Anyone who works closely with me knows I love to define things. Why? Because I want to ensure that everyone I work with talks about things in the same way, and that clear expectations are established on projects. Things tend to go wrong in the eDiscovery process when assumptions are made.
So what is this all leading up to? One simple question: do you know the difference between extracted text and OCR text?
It’s okay if you don’t! After 17 years of working in the eDiscovery industry, I still have this discussion on a regular basis during my consulting engagements. My theory is that we are so focused on all of the advanced technology that we forget about the basics. I am revisiting this topic because I want everyone to understand the importance of text in eDiscovery, especially when working with integrated databases that contain both ESI and scanned paper documents, as well as when using advanced technologies, such as predictive analytics, predictive coding and email threading.
What are the two different types of text?
- Extracted Text – Extracted text files are the end result of an ESI text extraction process. Text extraction refers to a normalization process where native file text content, title information and/or various native file metadata information is extracted from ESI so important content can be searched in almost any database, repository or file system.
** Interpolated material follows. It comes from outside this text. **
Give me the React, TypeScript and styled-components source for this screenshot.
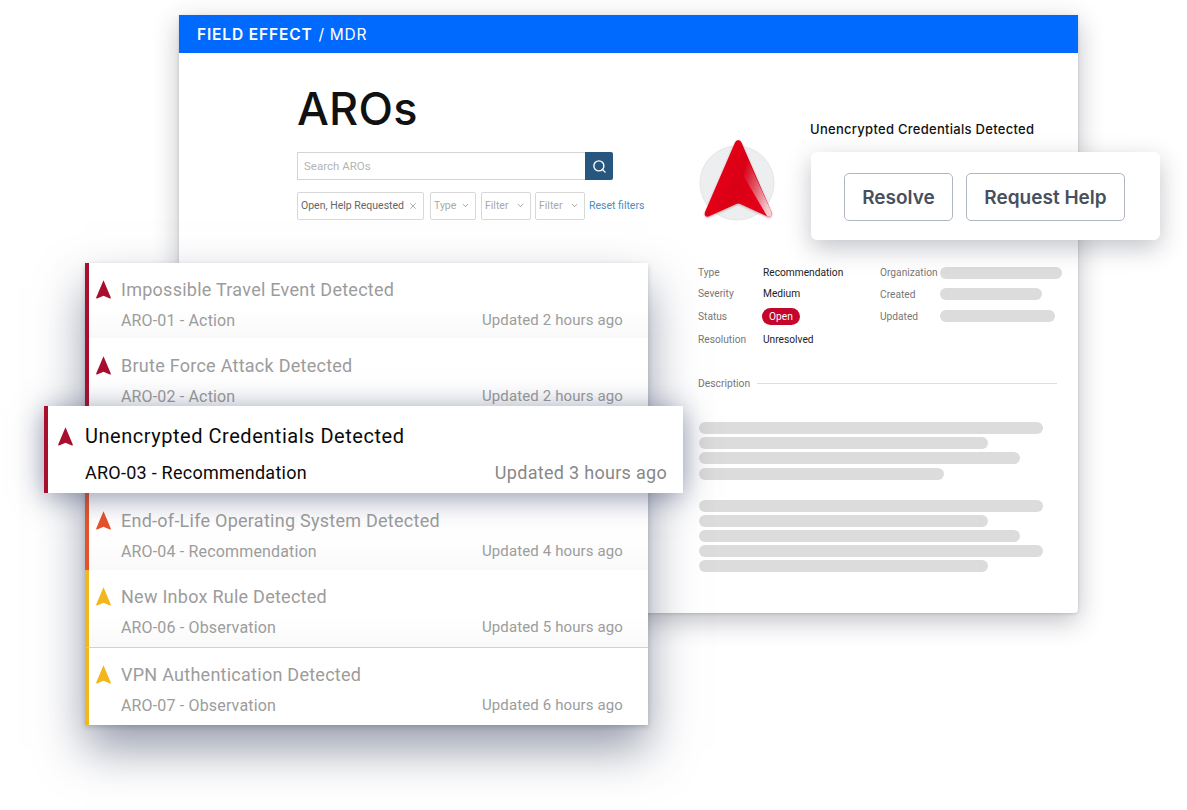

Important – Extracted text content is 100% accurate since it is pulled directly from source ESI.
- OCR Text (Optical Character Recognition) – OCR text files are the end result of an OCR process. OCR is a technology that converts digital or scanned image content (TIFF images, JPEG images, image only PDFs, etc.) into searchable text to enable documents to be electronically searched. Important Note: OCR is not 100% accurate (it is typically between 0%-90% depending on the quality of the image and OCR is not the same as extracted text.
It is important for organizations to differentiate between extracted text and OCR text, especially when matters involve both ESI and scanned paper. But it goes even further than that. What happens to native ESI where text could not be extracted? Are these native files being imaged and OCRd on your projects? Do you know the answer to that question? You should, especially if discovery protocols ever come into question.
When looking at many of the data deliverables I receive, I am oftentimes unable to differentiate between the different types of text. If legal teams are unable to differentiate between extracted and OCR text, they’ll have to wait until the data is loaded into a review platform to figure it out. At that point, if you cannot validate the quality of the text, any advanced technology that relies on textual content is going to find it for you, after you pay a lot of money to implement it.
So what are some key things you can do to differentiate between extracted text and OCR and validate the quality of text for your eDiscovery projects?
5 Best Practices for Dealing with Text in eDiscovery
1. When finalizing production orders, ask to have a field called ‘Source Data Type’ included in all deliverables, with either an ‘ESI’ or ‘Image’ value applied.
If parties agree to provide this information, you then have the ability to quickly search or filter on data deliverables to confirm quality of text.
2. When building databases, organize data based on whether the documents are ESI or scanned paper.
Since scanned paper typically has OCR (and sometimes no text at all), keeping data organized in two separate buckets will allow you to isolate images until the quality of the text is confirmed. This will also allow you to easily exclude documents with poor text from any analytics indexes you create, or email threading processes that you run.
3. When sending ESI processing projects to your internal support team or to outside vendors, make sure to ask how they handle source ESI files where text cannot be extracted.
This is an important discussion to have for two reasons:
- Data should be produced as it is stored in the normal course of business. With the increasing use of advanced technology such as analytics, predictive coding and email threading, many of the eDiscovery protocol disputes we see involve the quality of text. Since source ESI without extracted text most often gets imaged and OCRd (going from 100% accurate extracted text to 0%-90% quality text), do you have a way to identify these documents in the event your preservation and collection protocols are called into question?
- If source ESI without extracted text doesn’t get OCRd then what is done? If the answer is nothing and they are processed as is without imaging and OCR, then these documents will go into a review platform, or get produced, without any text at all. This means these documents won’t be searchable and will not be included in any advanced technology workflows you implement. Are they flagged for you so you can do a linear review? If not, these documents may be missed completely during review.
4. Always validate the quality of your textual content before implementing any advanced technology solution, searching content or starting review.
Well-organized data at the beginning of a project will ensure more accurate review in the end.
5. Don’t ignore conversations about data formats and text.
Even though this goes against eDiscovery rules and protocols, many times we receive deliverables where ESI has been printed, scanned and then OCRd instead of being processed correctly. Don’t settle for less than accurate text when most often you can receive 100% accurate, extracted text from ESI.
This may seem like common knowledge, but you would be surprised at how many issues arise during document review because quality of text was never validated or discussed. If you don’t take these things into consideration all of the advanced technology in the world won’t help you out and in the end, you’ll spend even more money cleaning up the workflows that were supposed to expedite review in the first place.